The AI story is happening under the ground as much as in the cloud
Artificial intelligence is usually marketed as weightless. The product demos live in browsers. The investor language is all about models, agents, inference, and scale. Even the metaphor most people use — “the cloud” — suggests something floating above the ordinary economy. But the real race is material. It runs through substations, transformer yards, high-voltage lines, cooling systems, chip packaging, and giant buildings full of racks that have to stay powered all day and all night.[1][2][3]
There is a reason Phoenix, Arizona, has become one of the most revealing places in the AI economy. TSMC’s Arizona operation says its first fab entered high-volume production on N4 technology in the fourth quarter of 2024, that construction of the second fab structure was completed in 2025, and that the third fab site broke ground in April 2025. That is not a side story to the AI boom. It is the boom in physical form: wafers, cleanrooms, process technology, and capital deployed on a timeline that software alone cannot compress.[7][8]

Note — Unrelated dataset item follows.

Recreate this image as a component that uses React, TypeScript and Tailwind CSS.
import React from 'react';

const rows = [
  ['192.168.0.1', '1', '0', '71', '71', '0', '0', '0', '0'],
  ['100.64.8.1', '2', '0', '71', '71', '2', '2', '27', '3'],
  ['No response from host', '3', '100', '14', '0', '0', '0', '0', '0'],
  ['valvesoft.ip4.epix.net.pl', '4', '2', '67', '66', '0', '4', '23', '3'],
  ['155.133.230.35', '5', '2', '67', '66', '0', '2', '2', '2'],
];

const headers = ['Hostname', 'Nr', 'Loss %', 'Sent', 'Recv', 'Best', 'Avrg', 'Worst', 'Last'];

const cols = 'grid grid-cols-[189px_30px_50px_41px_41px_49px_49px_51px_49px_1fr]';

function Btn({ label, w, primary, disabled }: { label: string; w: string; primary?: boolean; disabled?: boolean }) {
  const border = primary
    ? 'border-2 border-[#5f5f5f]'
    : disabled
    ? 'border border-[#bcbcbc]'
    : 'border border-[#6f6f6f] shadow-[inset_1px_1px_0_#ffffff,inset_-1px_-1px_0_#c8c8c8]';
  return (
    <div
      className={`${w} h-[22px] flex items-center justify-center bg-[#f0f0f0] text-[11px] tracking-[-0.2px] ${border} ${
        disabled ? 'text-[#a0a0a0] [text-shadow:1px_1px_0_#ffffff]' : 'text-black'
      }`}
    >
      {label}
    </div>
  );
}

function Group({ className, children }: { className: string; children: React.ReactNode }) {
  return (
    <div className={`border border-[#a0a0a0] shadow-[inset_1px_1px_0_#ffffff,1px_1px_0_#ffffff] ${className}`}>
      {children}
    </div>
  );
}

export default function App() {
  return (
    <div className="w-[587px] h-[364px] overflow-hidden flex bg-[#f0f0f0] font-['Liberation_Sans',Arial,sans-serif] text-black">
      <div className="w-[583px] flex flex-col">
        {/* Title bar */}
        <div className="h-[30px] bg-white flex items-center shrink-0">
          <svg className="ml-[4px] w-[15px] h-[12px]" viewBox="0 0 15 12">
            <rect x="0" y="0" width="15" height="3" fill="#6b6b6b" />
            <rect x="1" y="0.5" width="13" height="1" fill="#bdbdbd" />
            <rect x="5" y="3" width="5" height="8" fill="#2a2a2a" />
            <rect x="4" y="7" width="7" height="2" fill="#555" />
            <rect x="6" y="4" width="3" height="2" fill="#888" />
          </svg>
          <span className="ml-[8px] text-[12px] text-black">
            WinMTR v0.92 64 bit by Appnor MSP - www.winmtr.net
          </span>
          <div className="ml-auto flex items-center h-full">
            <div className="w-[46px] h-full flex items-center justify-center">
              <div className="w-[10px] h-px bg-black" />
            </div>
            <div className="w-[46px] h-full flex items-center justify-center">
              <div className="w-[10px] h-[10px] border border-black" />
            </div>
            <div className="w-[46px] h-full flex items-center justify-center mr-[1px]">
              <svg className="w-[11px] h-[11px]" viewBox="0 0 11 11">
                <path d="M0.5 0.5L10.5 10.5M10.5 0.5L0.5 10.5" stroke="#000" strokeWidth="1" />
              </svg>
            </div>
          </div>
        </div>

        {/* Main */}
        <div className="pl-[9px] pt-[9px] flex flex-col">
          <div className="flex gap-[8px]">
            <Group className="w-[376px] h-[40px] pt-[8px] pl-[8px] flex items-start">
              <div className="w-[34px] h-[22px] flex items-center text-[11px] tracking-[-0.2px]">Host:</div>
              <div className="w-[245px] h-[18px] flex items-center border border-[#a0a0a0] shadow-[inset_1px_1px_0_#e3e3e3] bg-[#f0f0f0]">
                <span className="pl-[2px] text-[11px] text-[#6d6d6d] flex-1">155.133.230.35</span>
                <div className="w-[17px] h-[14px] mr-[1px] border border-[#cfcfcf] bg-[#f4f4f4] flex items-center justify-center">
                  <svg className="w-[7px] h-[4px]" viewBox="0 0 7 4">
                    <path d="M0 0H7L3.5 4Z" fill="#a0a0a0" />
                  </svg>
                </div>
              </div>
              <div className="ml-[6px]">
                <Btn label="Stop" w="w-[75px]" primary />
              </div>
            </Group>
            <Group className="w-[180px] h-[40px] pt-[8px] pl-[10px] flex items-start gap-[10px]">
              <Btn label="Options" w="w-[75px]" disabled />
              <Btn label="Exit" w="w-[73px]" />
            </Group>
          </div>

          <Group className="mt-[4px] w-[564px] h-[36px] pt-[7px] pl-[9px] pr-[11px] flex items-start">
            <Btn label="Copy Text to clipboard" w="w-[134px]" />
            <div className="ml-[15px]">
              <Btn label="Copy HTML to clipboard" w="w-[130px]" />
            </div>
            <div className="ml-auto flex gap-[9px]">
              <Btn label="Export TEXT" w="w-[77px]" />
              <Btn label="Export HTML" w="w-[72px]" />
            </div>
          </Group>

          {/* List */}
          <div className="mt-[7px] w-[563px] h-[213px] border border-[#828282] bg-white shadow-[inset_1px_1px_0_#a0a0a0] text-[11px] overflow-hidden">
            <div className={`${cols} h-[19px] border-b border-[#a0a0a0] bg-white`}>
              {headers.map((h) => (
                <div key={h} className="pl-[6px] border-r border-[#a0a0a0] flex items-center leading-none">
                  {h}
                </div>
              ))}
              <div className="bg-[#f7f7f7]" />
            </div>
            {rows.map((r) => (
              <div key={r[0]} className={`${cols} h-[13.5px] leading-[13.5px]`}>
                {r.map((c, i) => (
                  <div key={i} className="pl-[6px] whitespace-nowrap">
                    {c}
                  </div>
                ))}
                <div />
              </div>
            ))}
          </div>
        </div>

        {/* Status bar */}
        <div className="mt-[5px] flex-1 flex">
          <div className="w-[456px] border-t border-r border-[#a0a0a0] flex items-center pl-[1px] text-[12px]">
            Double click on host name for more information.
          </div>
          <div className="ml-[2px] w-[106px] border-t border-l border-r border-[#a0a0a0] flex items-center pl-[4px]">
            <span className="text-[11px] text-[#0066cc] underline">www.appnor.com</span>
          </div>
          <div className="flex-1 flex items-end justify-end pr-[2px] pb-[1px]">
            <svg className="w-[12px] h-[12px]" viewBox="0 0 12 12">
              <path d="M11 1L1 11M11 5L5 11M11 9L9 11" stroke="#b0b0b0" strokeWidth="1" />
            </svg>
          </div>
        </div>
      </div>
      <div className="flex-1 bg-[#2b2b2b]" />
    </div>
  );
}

If the last few years trained the public to see AI as a competition in algorithms, the next few years will make the hardware truth impossible to ignore. The central strategic question is no longer just who can build the smartest model. It is who can deliver the power, chips, facilities, and workforce those models require at industrial scale.[1][3][5]
The demand shock is real even if the exact number is still moving
The International Energy Agency’s special report on energy and AI says data centres accounted for about 1.5% of global electricity demand in 2024, or roughly 415 terawatt-hours, and projects that global data-centre electricity consumption will more than double to around 945 terawatt-hours by 2030. The IEA also says the United States accounted for by far the largest share of data-centre electricity use and that, in the U.S., data centres could represent nearly half of electricity-demand growth through 2030. In plain English: the AI era is no longer an edge case in the power system. It is becoming one of the main stories in the power system.[1][2]
EPRI’s 2026 scenarios push the same point from a U.S. utility perspective. Its new estimates say data centres could account for 9% to 17% of all U.S. electricity consumption by 2030, up from about 4% to 5% today, depending on how many projects currently under construction, in advanced planning, or still early in development actually get built. EPRI pegs current U.S. data-centre use at about 177 to 192 terawatt-hours in 2024, rising to somewhere between 380 and 790 terawatt-hours by 2030.[3][4]
Lawrence Berkeley National Laboratory’s 2024 report is slightly different in method and timeframe, but not in direction. It estimates data centres used about 176 terawatt-hours in 2023, roughly 4.4% of total U.S. electricity, and projects a range of 6.7% to 12% by 2028. That matters for one reason above all: even when reputable institutions use different models, the same conclusion keeps returning. Electricity demand from data centres is climbing faster than the grid and its planning culture have been used to handling for much of the past decade.[5][6]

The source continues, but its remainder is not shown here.